→ **THE EXERCISE**
Write out all the lines again, precisely as they stand, but without the images.

** Begin **

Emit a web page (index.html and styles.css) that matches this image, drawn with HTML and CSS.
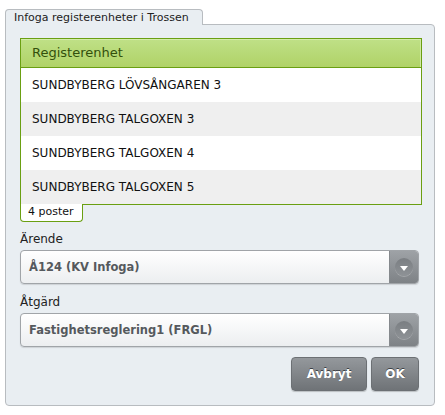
FILE: index.html
```html
<!DOCTYPE html>
<html lang="sv">
<head>
  <meta charset="UTF-8" />
  <title>Infoga registerenheter i Trossen</title>
  <link rel="stylesheet" href="styles.css">
</head>
<body>
  <div class="dialog">
    <div class="tab">Infoga registerenheter i Trossen</div>
    <div class="panel">
      <div class="grid">
        <div class="grid-header">Registerenhet</div>
        <div class="row">SUNDBYBERG LÖVSÅNGAREN 3</div>
        <div class="row alt">SUNDBYBERG TALGOXEN 3</div>
        <div class="row">SUNDBYBERG TALGOXEN 4</div>
        <div class="row alt">SUNDBYBERG TALGOXEN 5</div>
      </div>
      <div class="grid-footer">4 poster</div>

      <label class="field-label">Ärende</label>
      <div class="select">
        <span class="select-text">Å124 (KV Infoga)</span>
        <span class="select-btn"><span class="knob"></span></span>
      </div>

      <label class="field-label second">Åtgärd</label>
      <div class="select">
        <span class="select-text">Fastighetsreglering1 (FRGL)</span>
        <span class="select-btn"><span class="knob"></span></span>
      </div>

      <div class="actions">
        <button class="btn btn-cancel">Avbryt</button>
        <button class="btn btn-ok">OK</button>
      </div>
    </div>
  </div>
</body>
</html>
```

FILE: styles.css
```css
body {
  margin: 0;
  background: #ffffff;
  font-family: "DejaVu Sans", Verdana, sans-serif;
  color: #111;
}
.dialog {
  width: 430px;
  padding: 9px 0 0 5px;
}
.tab {
  position: relative;
  z-index: 1;
  width: 198px;
  height: 16px;
  margin-bottom: -1px;
  padding-left: 8px;
  box-sizing: border-box;
  font-size: 11px;
  line-height: 15px;
  color: #222;
  white-space: nowrap;
  background: #e9eef2;
  border: 1px solid #b8bcc0;
  border-bottom: none;
  border-radius: 4px 4px 0 0;
}
.panel {
  background: #e9eef2;
  border: 1px solid #b8bcc0;
  border-radius: 0 4px 4px 4px;
  padding: 13px 15px 14px 14px;
}
.grid {
  border: 1px solid #6a9f12;
  margin-right: -3px;
  background: #fff;
}
.grid-header {
  height: 28px;
  line-height: 28px;
  padding-left: 11px;
  font-size: 13px;
  color: #33500c;
  background: linear-gradient(#bfe087, #b0d267);
  border-bottom: 1px solid #6a9f12;
  box-shadow: inset 0 1px 0 #d4ecaa, inset -1px 0 0 #d0e8a4;
}
.row {
  height: 34px;
  line-height: 34px;
  padding-left: 11px;
  font-size: 12px;
  color: #111;
}
.row.alt {
  background: #efefef;
}
.grid-footer {
  position: relative;
  margin-top: -1px;
  height: 18px;
  width: 63px;
  box-sizing: border-box;
  padding-left: 7px;
  line-height: 16px;
  font-size: 11px;
  color: #111;
  background: #fff;
  border: 1px solid #6a9f12;
  border-top: none;
  border-radius: 0 0 4px 4px;
}
.field-label {
  display: block;
  margin: 10px 0 4px;
  font-size: 12px;
  line-height: 14px;
  color: #222;
}
.field-label.second {
  margin-top: 11px;
}
.select {
  display: flex;
  height: 34px;
  box-sizing: border-box;
  border: 1px solid #a0a4a8;
  border-radius: 4px;
  background: linear-gradient(#ffffff, #eceef0);
  box-shadow: 0 1px 1px rgba(0, 0, 0, 0.12);
  overflow: hidden;
}
.select-text {
  flex: 1;
  padding-left: 8px;
  line-height: 32px;
  font-size: 11.5px;
  font-weight: bold;
  color: #55595d;
}
.select-btn {
  width: 28px;
  display: flex;
  align-items: center;
  justify-content: center;
  background: linear-gradient(#9ea2a6, #7e8286);
  border-left: 1px solid #85898d;
}
.knob {
  width: 18px;
  height: 18px;
  border-radius: 50%;
  background: linear-gradient(#7a7e82, #8e9296);
  box-shadow: 0 1px 0 rgba(255, 255, 255, 0.25);
  display: flex;
  align-items: center;
  justify-content: center;
}
.knob::after {
  content: "";
  width: 0;
  height: 0;
  margin-top: 2px;
  border-left: 4px solid transparent;
  border-right: 4px solid transparent;
  border-top: 5px solid #ffffff;
}
.actions {
  display: flex;
  justify-content: flex-end;
  gap: 4px;
  margin-top: 10px;
}
.btn {
  height: 34px;
  box-sizing: border-box;
  border: 1px solid #6c7074;
  border-radius: 4px;
  background: linear-gradient(#94989c, #6f7377);
  color: #fff;
  font-family: "DejaVu Sans", Verdana, sans-serif;
  font-size: 12px;
  font-weight: bold;
  text-shadow: 0 -1px 0 #3d4145;
  box-shadow: 0 1px 1px rgba(0, 0, 0, 0.2);
  cursor: pointer;
}
.btn-cancel {
  width: 76px;
}
.btn-ok {
  width: 48px;
}
```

** End **

→ **FULL RESPONSE**
Emit a web page (index.html and styles.css) that matches this image, drawn with HTML and CSS.
FILE: index.html
```html
<!DOCTYPE html>
<html lang="sv">
<head>
  <meta charset="UTF-8" />
  <title>Infoga registerenheter i Trossen</title>
  <link rel="stylesheet" href="styles.css">
</head>
<body>
  <div class="dialog">
    <div class="tab">Infoga registerenheter i Trossen</div>
    <div class="panel">
      <div class="grid">
        <div class="grid-header">Registerenhet</div>
        <div class="row">SUNDBYBERG LÖVSÅNGAREN 3</div>
        <div class="row alt">SUNDBYBERG TALGOXEN 3</div>
        <div class="row">SUNDBYBERG TALGOXEN 4</div>
        <div class="row alt">SUNDBYBERG TALGOXEN 5</div>
      </div>
      <div class="grid-footer">4 poster</div>

      <label class="field-label">Ärende</label>
      <div class="select">
        <span class="select-text">Å124 (KV Infoga)</span>
        <span class="select-btn"><span class="knob"></span></span>
      </div>

      <label class="field-label second">Åtgärd</label>
      <div class="select">
        <span class="select-text">Fastighetsreglering1 (FRGL)</span>
        <span class="select-btn"><span class="knob"></span></span>
      </div>

      <div class="actions">
        <button class="btn btn-cancel">Avbryt</button>
        <button class="btn btn-ok">OK</button>
      </div>
    </div>
  </div>
</body>
</html>
```

FILE: styles.css
```css
body {
  margin: 0;
  background: #ffffff;
  font-family: "DejaVu Sans", Verdana, sans-serif;
  color: #111;
}
.dialog {
  width: 430px;
  padding: 9px 0 0 5px;
}
.tab {
  position: relative;
  z-index: 1;
  width: 198px;
  height: 16px;
  margin-bottom: -1px;
  padding-left: 8px;
  box-sizing: border-box;
  font-size: 11px;
  line-height: 15px;
  color: #222;
  white-space: nowrap;
  background: #e9eef2;
  border: 1px solid #b8bcc0;
  border-bottom: none;
  border-radius: 4px 4px 0 0;
}
.panel {
  background: #e9eef2;
  border: 1px solid #b8bcc0;
  border-radius: 0 4px 4px 4px;
  padding: 13px 15px 14px 14px;
}
.grid {
  border: 1px solid #6a9f12;
  margin-right: -3px;
  background: #fff;
}
.grid-header {
  height: 28px;
  line-height: 28px;
  padding-left: 11px;
  font-size: 13px;
  color: #33500c;
  background: linear-gradient(#bfe087, #b0d267);
  border-bottom: 1px solid #6a9f12;
  box-shadow: inset 0 1px 0 #d4ecaa, inset -1px 0 0 #d0e8a4;
}
.row {
  height: 34px;
  line-height: 34px;
  padding-left: 11px;
  font-size: 12px;
  color: #111;
}
.row.alt {
  background: #efefef;
}
.grid-footer {
  position: relative;
  margin-top: -1px;
  height: 18px;
  width: 63px;
  box-sizing: border-box;
  padding-left: 7px;
  line-height: 16px;
  font-size: 11px;
  color: #111;
  background: #fff;
  border: 1px solid #6a9f12;
  border-top: none;
  border-radius: 0 0 4px 4px;
}
.field-label {
  display: block;
  margin: 10px 0 4px;
  font-size: 12px;
  line-height: 14px;
  color: #222;
}
.field-label.second {
  margin-top: 11px;
}
.select {
  display: flex;
  height: 34px;
  box-sizing: border-box;
  border: 1px solid #a0a4a8;
  border-radius: 4px;
  background: linear-gradient(#ffffff, #eceef0);
  box-shadow: 0 1px 1px rgba(0, 0, 0, 0.12);
  overflow: hidden;
}
.select-text {
  flex: 1;
  padding-left: 8px;
  line-height: 32px;
  font-size: 11.5px;
  font-weight: bold;
  color: #55595d;
}
.select-btn {
  width: 28px;
  display: flex;
  align-items: center;
  justify-content: center;
  background: linear-gradient(#9ea2a6, #7e8286);
  border-left: 1px solid #85898d;
}
.knob {
  width: 18px;
  height: 18px;
  border-radius: 50%;
  background: linear-gradient(#7a7e82, #8e9296);
  box-shadow: 0 1px 0 rgba(255, 255, 255, 0.25);
  display: flex;
  align-items: center;
  justify-content: center;
}
.knob::after {
  content: "";
  width: 0;
  height: 0;
  margin-top: 2px;
  border-left: 4px solid transparent;
  border-right: 4px solid transparent;
  border-top: 5px solid #ffffff;
}
.actions {
  display: flex;
  justify-content: flex-end;
  gap: 4px;
  margin-top: 10px;
}
.btn {
  height: 34px;
  box-sizing: border-box;
  border: 1px solid #6c7074;
  border-radius: 4px;
  background: linear-gradient(#94989c, #6f7377);
  color: #fff;
  font-family: "DejaVu Sans", Verdana, sans-serif;
  font-size: 12px;
  font-weight: bold;
  text-shadow: 0 -1px 0 #3d4145;
  box-shadow: 0 1px 1px rgba(0, 0, 0, 0.2);
  cursor: pointer;
}
.btn-cancel {
  width: 76px;
}
.btn-ok {
  width: 48px;
}
```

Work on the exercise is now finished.